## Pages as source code
-=-=-

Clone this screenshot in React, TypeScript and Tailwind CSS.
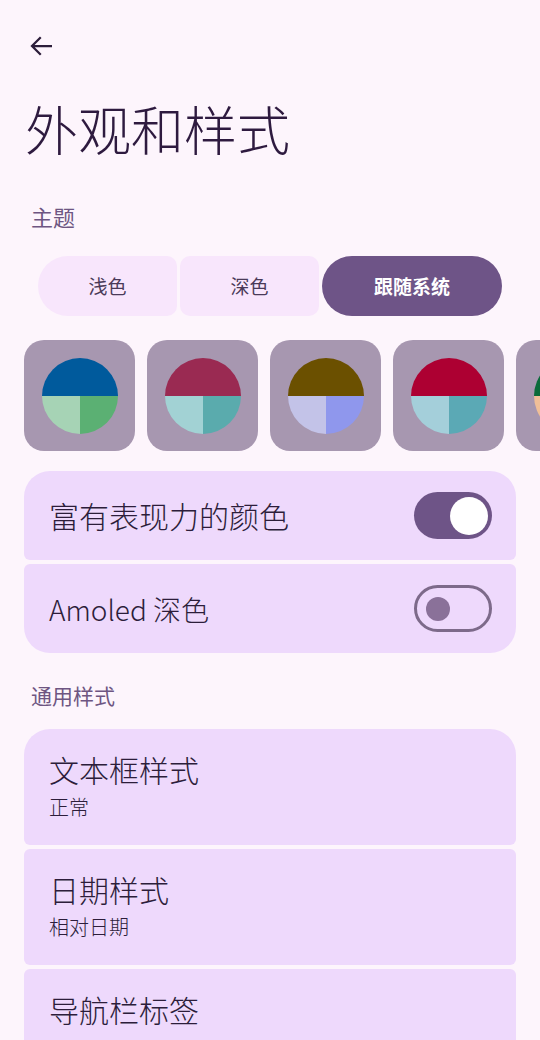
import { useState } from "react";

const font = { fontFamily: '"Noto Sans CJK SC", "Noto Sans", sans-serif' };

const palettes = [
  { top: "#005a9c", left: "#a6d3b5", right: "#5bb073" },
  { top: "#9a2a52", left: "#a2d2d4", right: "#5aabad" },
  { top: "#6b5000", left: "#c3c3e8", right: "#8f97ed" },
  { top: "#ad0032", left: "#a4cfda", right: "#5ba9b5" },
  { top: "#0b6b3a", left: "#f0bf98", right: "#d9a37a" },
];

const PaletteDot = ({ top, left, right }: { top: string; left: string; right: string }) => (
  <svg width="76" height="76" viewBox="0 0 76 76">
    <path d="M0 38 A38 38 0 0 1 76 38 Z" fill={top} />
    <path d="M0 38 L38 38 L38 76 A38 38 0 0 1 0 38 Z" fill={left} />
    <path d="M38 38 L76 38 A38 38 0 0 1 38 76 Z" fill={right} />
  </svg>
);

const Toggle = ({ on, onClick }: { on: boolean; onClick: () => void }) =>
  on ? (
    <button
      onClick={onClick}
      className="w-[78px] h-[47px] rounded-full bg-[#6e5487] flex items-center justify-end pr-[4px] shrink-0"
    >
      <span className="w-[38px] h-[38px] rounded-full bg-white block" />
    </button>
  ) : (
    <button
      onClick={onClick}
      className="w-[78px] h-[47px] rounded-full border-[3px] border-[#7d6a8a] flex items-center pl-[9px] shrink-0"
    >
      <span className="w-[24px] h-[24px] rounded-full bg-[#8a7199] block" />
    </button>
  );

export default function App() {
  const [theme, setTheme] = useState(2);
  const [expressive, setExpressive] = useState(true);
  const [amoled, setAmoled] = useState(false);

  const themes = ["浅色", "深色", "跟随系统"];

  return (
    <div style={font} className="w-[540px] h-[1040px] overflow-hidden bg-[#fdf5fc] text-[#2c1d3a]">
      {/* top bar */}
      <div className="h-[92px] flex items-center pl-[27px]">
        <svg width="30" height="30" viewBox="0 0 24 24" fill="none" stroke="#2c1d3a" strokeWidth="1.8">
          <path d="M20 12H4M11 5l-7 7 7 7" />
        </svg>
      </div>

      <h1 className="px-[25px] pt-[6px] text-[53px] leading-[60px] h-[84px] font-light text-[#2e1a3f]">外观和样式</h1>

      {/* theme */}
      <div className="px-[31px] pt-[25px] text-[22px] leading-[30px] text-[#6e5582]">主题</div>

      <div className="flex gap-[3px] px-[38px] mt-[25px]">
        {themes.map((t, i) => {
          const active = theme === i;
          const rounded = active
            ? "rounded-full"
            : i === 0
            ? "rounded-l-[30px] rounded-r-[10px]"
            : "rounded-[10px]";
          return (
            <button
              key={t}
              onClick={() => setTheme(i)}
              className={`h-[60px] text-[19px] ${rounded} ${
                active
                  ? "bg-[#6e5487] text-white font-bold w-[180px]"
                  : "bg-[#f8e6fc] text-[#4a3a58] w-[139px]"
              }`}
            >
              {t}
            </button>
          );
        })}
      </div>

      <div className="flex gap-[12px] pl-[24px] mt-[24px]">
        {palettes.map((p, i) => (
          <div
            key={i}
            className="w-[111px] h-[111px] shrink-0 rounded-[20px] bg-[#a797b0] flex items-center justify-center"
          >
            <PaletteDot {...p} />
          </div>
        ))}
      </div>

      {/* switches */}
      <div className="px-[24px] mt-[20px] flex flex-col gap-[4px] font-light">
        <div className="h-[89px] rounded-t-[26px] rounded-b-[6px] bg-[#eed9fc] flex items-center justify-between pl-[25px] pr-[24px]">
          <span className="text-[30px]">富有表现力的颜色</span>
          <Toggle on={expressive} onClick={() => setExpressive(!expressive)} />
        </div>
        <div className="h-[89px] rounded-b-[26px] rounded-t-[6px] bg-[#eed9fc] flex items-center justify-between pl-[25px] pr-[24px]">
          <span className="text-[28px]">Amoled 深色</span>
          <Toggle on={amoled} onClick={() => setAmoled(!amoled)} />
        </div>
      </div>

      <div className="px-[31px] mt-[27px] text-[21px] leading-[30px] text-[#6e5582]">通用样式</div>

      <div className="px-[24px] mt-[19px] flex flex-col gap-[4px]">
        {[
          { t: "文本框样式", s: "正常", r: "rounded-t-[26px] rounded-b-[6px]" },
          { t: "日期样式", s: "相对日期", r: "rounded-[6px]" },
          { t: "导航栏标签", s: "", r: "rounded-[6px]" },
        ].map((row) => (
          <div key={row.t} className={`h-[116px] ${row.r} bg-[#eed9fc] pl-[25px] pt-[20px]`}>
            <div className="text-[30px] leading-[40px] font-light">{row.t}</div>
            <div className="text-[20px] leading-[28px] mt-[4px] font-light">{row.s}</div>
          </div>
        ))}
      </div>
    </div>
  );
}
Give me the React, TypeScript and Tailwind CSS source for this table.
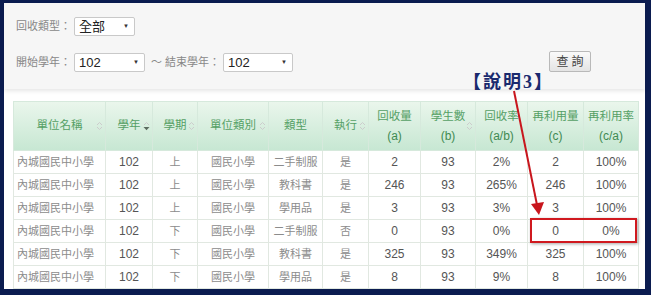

-=-=-

## WHAT IS EXPECTED
Pictures appear in the records above. Output everything except them, exactly.

## TASK SOLUTION
Clone this screenshot in React, TypeScript and Tailwind CSS.
import { useState } from "react";

const font = { fontFamily: '"Noto Sans CJK SC", "Noto Sans", sans-serif' };

const palettes = [
  { top: "#005a9c", left: "#a6d3b5", right: "#5bb073" },
  { top: "#9a2a52", left: "#a2d2d4", right: "#5aabad" },
  { top: "#6b5000", left: "#c3c3e8", right: "#8f97ed" },
  { top: "#ad0032", left: "#a4cfda", right: "#5ba9b5" },
  { top: "#0b6b3a", left: "#f0bf98", right: "#d9a37a" },
];

const PaletteDot = ({ top, left, right }: { top: string; left: string; right: string }) => (
  <svg width="76" height="76" viewBox="0 0 76 76">
    <path d="M0 38 A38 38 0 0 1 76 38 Z" fill={top} />
    <path d="M0 38 L38 38 L38 76 A38 38 0 0 1 0 38 Z" fill={left} />
    <path d="M38 38 L76 38 A38 38 0 0 1 38 76 Z" fill={right} />
  </svg>
);

const Toggle = ({ on, onClick }: { on: boolean; onClick: () => void }) =>
  on ? (
    <button
      onClick={onClick}
      className="w-[78px] h-[47px] rounded-full bg-[#6e5487] flex items-center justify-end pr-[4px] shrink-0"
    >
      <span className="w-[38px] h-[38px] rounded-full bg-white block" />
    </button>
  ) : (
    <button
      onClick={onClick}
      className="w-[78px] h-[47px] rounded-full border-[3px] border-[#7d6a8a] flex items-center pl-[9px] shrink-0"
    >
      <span className="w-[24px] h-[24px] rounded-full bg-[#8a7199] block" />
    </button>
  );

export default function App() {
  const [theme, setTheme] = useState(2);
  const [expressive, setExpressive] = useState(true);
  const [amoled, setAmoled] = useState(false);

  const themes = ["浅色", "深色", "跟随系统"];

  return (
    <div style={font} className="w-[540px] h-[1040px] overflow-hidden bg-[#fdf5fc] text-[#2c1d3a]">
      {/* top bar */}
      <div className="h-[92px] flex items-center pl-[27px]">
        <svg width="30" height="30" viewBox="0 0 24 24" fill="none" stroke="#2c1d3a" strokeWidth="1.8">
          <path d="M20 12H4M11 5l-7 7 7 7" />
        </svg>
      </div>

      <h1 className="px-[25px] pt-[6px] text-[53px] leading-[60px] h-[84px] font-light text-[#2e1a3f]">外观和样式</h1>

      {/* theme */}
      <div className="px-[31px] pt-[25px] text-[22px] leading-[30px] text-[#6e5582]">主题</div>

      <div className="flex gap-[3px] px-[38px] mt-[25px]">
        {themes.map((t, i) => {
          const active = theme === i;
          const rounded = active
            ? "rounded-full"
            : i === 0
            ? "rounded-l-[30px] rounded-r-[10px]"
            : "rounded-[10px]";
          return (
            <button
              key={t}
              onClick={() => setTheme(i)}
              className={`h-[60px] text-[19px] ${rounded} ${
                active
                  ? "bg-[#6e5487] text-white font-bold w-[180px]"
                  : "bg-[#f8e6fc] text-[#4a3a58] w-[139px]"
              }`}
            >
              {t}
            </button>
          );
        })}
      </div>

      <div className="flex gap-[12px] pl-[24px] mt-[24px]">
        {palettes.map((p, i) => (
          <div
            key={i}
            className="w-[111px] h-[111px] shrink-0 rounded-[20px] bg-[#a797b0] flex items-center justify-center"
          >
            <PaletteDot {...p} />
          </div>
        ))}
      </div>

      {/* switches */}
      <div className="px-[24px] mt-[20px] flex flex-col gap-[4px] font-light">
        <div className="h-[89px] rounded-t-[26px] rounded-b-[6px] bg-[#eed9fc] flex items-center justify-between pl-[25px] pr-[24px]">
          <span className="text-[30px]">富有表现力的颜色</span>
          <Toggle on={expressive} onClick={() => setExpressive(!expressive)} />
        </div>
        <div className="h-[89px] rounded-b-[26px] rounded-t-[6px] bg-[#eed9fc] flex items-center justify-between pl-[25px] pr-[24px]">
          <span className="text-[28px]">Amoled 深色</span>
          <Toggle on={amoled} onClick={() => setAmoled(!amoled)} />
        </div>
      </div>

      <div className="px-[31px] mt-[27px] text-[21px] leading-[30px] text-[#6e5582]">通用样式</div>

      <div className="px-[24px] mt-[19px] flex flex-col gap-[4px]">
        {[
          { t: "文本框样式", s: "正常", r: "rounded-t-[26px] rounded-b-[6px]" },
          { t: "日期样式", s: "相对日期", r: "rounded-[6px]" },
          { t: "导航栏标签", s: "", r: "rounded-[6px]" },
        ].map((row) => (
          <div key={row.t} className={`h-[116px] ${row.r} bg-[#eed9fc] pl-[25px] pt-[20px]`}>
            <div className="text-[30px] leading-[40px] font-light">{row.t}</div>
            <div className="text-[20px] leading-[28px] mt-[4px] font-light">{row.s}</div>
          </div>
        ))}
      </div>
    </div>
  );
}
Give me the React, TypeScript and Tailwind CSS source for this table.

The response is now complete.